The entire process is initiated and managed by the SIYA Agent, which follows a logical sequence of tool calls to perform its duties.
1

Step 1: Discovery & Planning

List Available Tests

The agent calls a server tool to get a complete inventory of all defined UI tests, allowing it to plan the execution run.
2

Step 2: UI Execution & Capture

Capture a Screen

For each test, the agent uses a tool to execute the corresponding navigation script. The server interacts with the live application and returns the captured screenshot, reference image, and checking instructions.
3

Step 3: AI-Powered Analysis

Perform Comparison

With the images and instructions, the agent performs its core task: a detailed, context-aware comparison to check for visual and functional correctness.
4

Step 4: Verdict & Report Generation

Generate Report

Based on its analysis, the agent constructs a detailed report object according to the defined structure, including a pass/fail status, confidence score, summary, and a list of any discovered issues.
5

Step 5: Persistence to Database

Save the Result

The agent calls a server tool, passing the report object. The MCP server then saves this report as a new document in the Test Results Database.
6

Step 6: Stakeholder Alerting

Notify Developers

If a test fails, the agent automatically constructs and sends a notification via Email and WhatsApp to the responsible team, including a summary and a link to the full report.

4. Test Report Structure

The report object generated by the agent is a structured document designed for both human readability and machine processing. It is composed of the following key components:

Quantitative Verdict

Contains the core pass/fail metrics. Includes the boolean match field, the AI’s confidence score, and the final test_status.

Qualitative Analysis

Provides human-readable details. Includes the natural language summary, a list of differences, and any critical_issues.

Traceability & Actions

Includes metadata for tracking and a recommendation for the next steps, which drives the automated alerting process.

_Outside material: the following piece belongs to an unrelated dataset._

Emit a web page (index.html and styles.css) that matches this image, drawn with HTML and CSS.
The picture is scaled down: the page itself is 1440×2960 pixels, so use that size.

5. MCP Server Capabilities

The agent’s capabilities are defined by the tools exposed by the MCP server. These tools empower the agent to manage the entire testing lifecycle.

Test Discovery & Planning

Dynamically queries the test repository to retrieve a complete inventory of available UI tests, their scripts, and specific checking instructions.

UI Navigation & Capture

Launches a browser to execute complex navigation scripts, interact with the live application, and capture high-fidelity visual snapshots for analysis.

Persistent Result Storage

Saves the detailed analysis, comparison results, and final verdict from the agent into a structured, long-term database for reporting and historical tracking.

6. Technical Merits

The use of an agentic AI model for UI testing represents a fundamental improvement over traditional, script-based automation. This approach addresses the inherent brittleness and high maintenance costs of legacy testing frameworks.

Advantages of Agentic AI in UI Testing

  • Beyond Brittle Selectors: Dynamic Adaptation: Traditional test scripts rely on fixed selectors (like CSS IDs or XPaths) and break whenever the UI is refactored. An AI agent, however, can identify elements based on context, appearance, and position. This makes the tests resilient to minor code changes, drastically reducing maintenance and false positives.
  • Semantic Understanding of the UI: An agent doesn’t just see a DOM tree; it can be trained to understand the purpose of UI components. It recognizes a “shopping cart,” a “login button,” or a “user profile icon” regardless of the underlying implementation. This allows for more robust tests that validate user journeys rather than just code structure.
  • Autonomous Navigation of Complex Scenarios: Manually scripting every possible user path, including handling dynamic pop-ups, A/B test variations, and unexpected state changes, is prohibitively complex. An agent can be given a high-level goal (e.g., “add an item to the cart and proceed to checkout”) and can autonomously navigate the UI to achieve it, adapting its path as needed.
  • Holistic, Human-like Analysis: Traditional automation can confirm if an element exists, but it cannot easily judge visual coherence, layout consistency, or aesthetic quality. An AI agent can perform a more holistic, human-like analysis, flagging not just functional bugs but also visual regressions, awkward layouts, and inconsistencies that negatively impact the user experience.

7. Conclusion

The described workflow represents a significant advancement over traditional UI automation frameworks. The separation of concerns between the intelligent agent and the execution server provides a powerful, scalable, and maintainable foundation for ensuring application quality. This model not only automates testing but elevates it, enabling a more dynamic and context-aware approach to quality assurance.